The pilot was notified. The jet was diverted to Chicago, and the woman and man were told to leave the plane. After they got off, the flight continued to its original destination.
What Happened Next
This event, reported broadly, brought to the boil a discussion that always simmers just beneath the surface for air travelers.
-- The Knee Defender inventor reported a 500 percent increase in orders for his product ($21.95 + S&H from his site, $59.95 + S&H from Amazon) after the contretemps on the United jet.

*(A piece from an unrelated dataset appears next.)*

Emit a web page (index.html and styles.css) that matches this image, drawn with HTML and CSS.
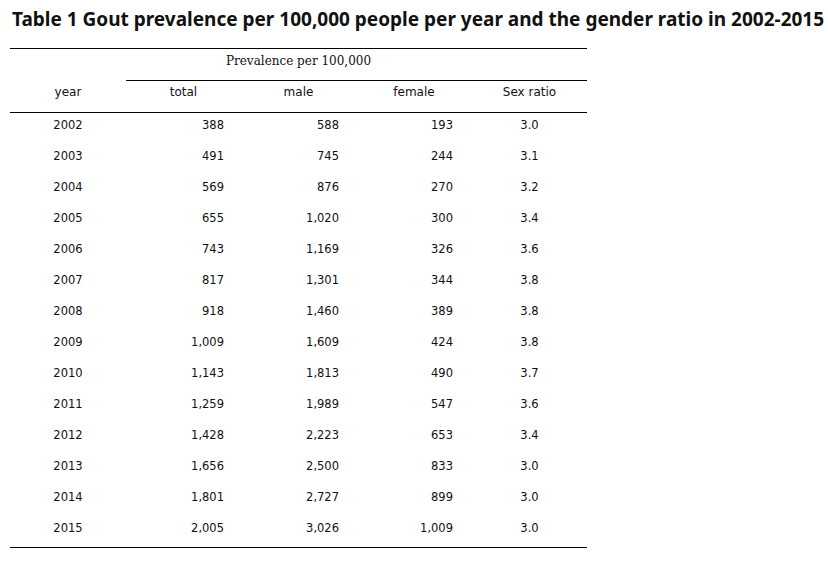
FILE: index.html
```html
<!DOCTYPE html>
<html>
<head>
<meta charset="utf-8">
<link rel="stylesheet" href="styles.css">
</head>
<body>
<h1 class="title">Table 1 Gout prevalence per 100,000 people per year and the gender ratio in 2002-2015</h1>
<table class="data">
  <colgroup>
    <col class="c-year"><col class="c-num"><col class="c-num"><col class="c-num2"><col class="c-num">
  </colgroup>
  <thead>
    <tr class="h1">
      <th colspan="5" class="group">Prevalence per 100,000</th>
    </tr>
    <tr class="h2">
      <th class="yr">year</th>
      <th>total</th>
      <th>male</th>
      <th>female</th>
      <th>Sex ratio</th>
    </tr>
  </thead>
  <tbody>
    <tr><td class="yr">2002</td><td class="n">388</td><td class="n">588</td><td class="n f">193</td><td class="r">3.0</td></tr>
    <tr><td class="yr">2003</td><td class="n">491</td><td class="n">745</td><td class="n f">244</td><td class="r">3.1</td></tr>
    <tr><td class="yr">2004</td><td class="n">569</td><td class="n">876</td><td class="n f">270</td><td class="r">3.2</td></tr>
    <tr><td class="yr">2005</td><td class="n">655</td><td class="n">1,020</td><td class="n f">300</td><td class="r">3.4</td></tr>
    <tr><td class="yr">2006</td><td class="n">743</td><td class="n">1,169</td><td class="n f">326</td><td class="r">3.6</td></tr>
    <tr><td class="yr">2007</td><td class="n">817</td><td class="n">1,301</td><td class="n f">344</td><td class="r">3.8</td></tr>
    <tr><td class="yr">2008</td><td class="n">918</td><td class="n">1,460</td><td class="n f">389</td><td class="r">3.8</td></tr>
    <tr><td class="yr">2009</td><td class="n">1,009</td><td class="n">1,609</td><td class="n f">424</td><td class="r">3.8</td></tr>
    <tr><td class="yr">2010</td><td class="n">1,143</td><td class="n">1,813</td><td class="n f">490</td><td class="r">3.7</td></tr>
    <tr><td class="yr">2011</td><td class="n">1,259</td><td class="n">1,989</td><td class="n f">547</td><td class="r">3.6</td></tr>
    <tr><td class="yr">2012</td><td class="n">1,428</td><td class="n">2,223</td><td class="n f">653</td><td class="r">3.4</td></tr>
    <tr><td class="yr">2013</td><td class="n">1,656</td><td class="n">2,500</td><td class="n f">833</td><td class="r">3.0</td></tr>
    <tr><td class="yr">2014</td><td class="n">1,801</td><td class="n">2,727</td><td class="n f">899</td><td class="r">3.0</td></tr>
    <tr class="last"><td class="yr">2015</td><td class="n">2,005</td><td class="n">3,026</td><td class="n f">1,009</td><td class="r">3.0</td></tr>
  </tbody>
</table>
</body>
</html>
```
FILE: styles.css
```css
html, body {
  margin: 0;
  padding: 0;
  background: #ffffff;
  color: #000000;
}

.title {
  margin: 0;
  padding: 6px 0 0 12px;
  font-family: "Noto Sans", "Open Sans", sans-serif;
  font-weight: 700;
  font-size: 19px;
  line-height: 26px;
  height: 42px;
  color: #111111;
  white-space: nowrap;
}

.data {
  margin-left: 10px;
  margin-top: 0;
  width: 577px;
  table-layout: fixed;
  border-collapse: separate;
  border-spacing: 0;
  font-family: "DejaVu Sans", sans-serif;
  color: #111111;
}

.c-year { width: 116px; }
.c-num { width: 115px; }
.c-num2 { width: 116px; }

.data th {
  font-weight: normal;
  font-size: 12px;
  line-height: 14px;
  text-align: center;
  vertical-align: top;
}

.h1 .group {
  font-family: "DejaVu Serif", serif;
  border-top: 1px solid #000;
  padding: 5px 0 12px 0;
}

.h2 th {
  border-top: 1px solid #000;
  border-bottom: 1px solid #000;
  padding: 4px 0 13px 0;
}

.h2 th.yr {
  border-top-color: transparent;
}

.data td {
  font-size: 11.5px;
  line-height: 14px;
  padding: 5px 0 12px 0;
  vertical-align: top;
}

.data td.yr { text-align: center; }
.data td.n { text-align: right; padding-right: 17px; }
.data td.n.f { padding-right: 19px; }
.data td.r { text-align: center; }

.data tr.last td {
  border-bottom: 1px solid #000;
}
```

-- A commenter in today's New York Times took the side of the aggrieved seat recliner. The title of his piece -- "Don't Want Me to Recline My Airline Seat? You Can Pay Me" explained the theme. Within hours, more than 2,300 comments had been filed. Most seemed to incline to the position that the columnist (who suggested in a similar column in 2011 that he would be willing to accept a payment of $75 not to recline his seat) was, in current parlance, a real dick.
What to Do
The Knee Defender debuted in 2003. Every time it is mentioned in the press, sales spike. Some airlines have banned it. Flight attendants don't want to deal with it or to mediate arguments between passengers who like to tip their seats back and the people who sit behind them.
The seat reclining people have their points.
-- Airline seats are designed to recline, therefore they can do it.
-- They suffer from injuries or ailments that make sitting up straight uncomfortable.
The people who sit behind them also have some points.
-- It is difficult to view a seat back screen, work on a laptop, read a newspaper, eat food
or drink a beverage when the back of a forward seat is within inches of one's face.
-- People with long legs have no place to put their knees when seat backs are lowered.
Everybody seems to blame the airlines for shoehorning people into ever smaller and more closely spaced seats. But people shop carefully for airline tickets, looking for the lowest possible price, and airlines have responded with cattle-car arrangements. No market has surfaced for slightly larger seats and spacing that cost slightly more. (Most travelers in business or first-class seats are wealthy, traveling on expense accounts or using upgrades based on frequent-flier miles; they are a small portion of the flying population.)
Apparently, some airlines have seats that slide forward when seat backs are lowered. This sounds good to me, but I am not aware of any U.S. carrier whose planes have such seats.
One nice idea is that travelers should speak with each other. Those who want to recline should ask passengers behind them whether that would annoy them, and passengers who would feel inconvenienced by a having a forward seat reclined should explain their preferences.
This is impossible, of course. By the time passengers have stood in TSA lines, emptied bags and disrobed for TSA inspections, waited for long periods to get cups of mediocre coffee at the airport Starbucks and then been herded slowly aboard airplanes, they pretty well have had it. They have no more energy left. Speaking politely with strangers who disagree with them is asking more of them than they can muster.
It is an unsolvable muddle.
Note: Knee Defender may not be the only way to frustrate people who like to recline in your face.
Several years ago a blog called Lifehacker featured an article about a flier who had found that wedging a water bottle (purchased after clearing TSA, of course) wedged into between a tray table and a seat back accomplished the same objective. A picture is below.
In comments following the post, a reader reported similar success wedging a rubber door stop somewhere in the back of a forward seat.
Frustrated people can be inventive in their tactics and devices.